INDIANAPOLIS, March 26, 2023 — If you’ve ever seen a shooting star, you might have actually seen a meteor on its way to Earth. Those that land here are called meteorites and can be used to peek back in time, into the far corners of outer space or at the earliest building blocks of life. Today, scientists report some of the most detailed analyses yet of the organic material of two meteorites. They’ve identified tens of thousands of molecular “puzzle pieces,” including a larger amount of oxygen atoms than they had expected.

The researchers will present their results at the spring meeting of the American Chemical Society (ACS). ACS Spring 2023 is a hybrid meeting being held virtually and in-person March 26–30, and features more than 10,000 presentations on a wide range of science topics.

Previously, the team led by Alan Marshall, Ph.D., investigated complex mixtures of organic materials found on Earth, including petroleum. But now, they are turning their attention toward the skies — or the things that have fallen from them. Their ultra-high resolution mass spectrometry (MS) technique is starting to reveal new information about the universe and could ultimately provide a window into the origin of life itself.

“This analysis gives us an idea of what’s out there, what we’re going to run into as we move forward as a ‘spacefaring’ species,” says Joseph Frye-Jones, a graduate student who is presenting the work at the meeting. Both Marshall and Frye-Jones are at Florida State University and the National High Magnetic Field Laboratory.

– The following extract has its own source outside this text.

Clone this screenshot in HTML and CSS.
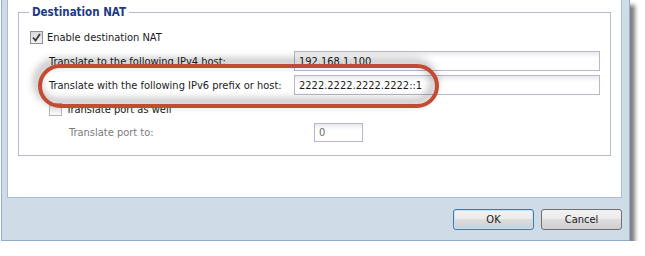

Thousands of meteorites fall to Earth every year, but only a rare few are “carbonaceous chondrites,” the category of space rock that contains the most organic, or carbon-containing, material. One of the most famous is the “Murchison” meteorite, which fell in Australia in 1969 and has been studied extensively since. A newer entry is the relatively unexplored “Aguas Zarcas,” which fell in Costa Rica in 2019, bursting through back porches and even a doghouse as its pieces fell to the ground. By understanding the organic makeup of these meteorites, researchers can obtain information about where and when the rocks formed, and what they ran into on their journey through space.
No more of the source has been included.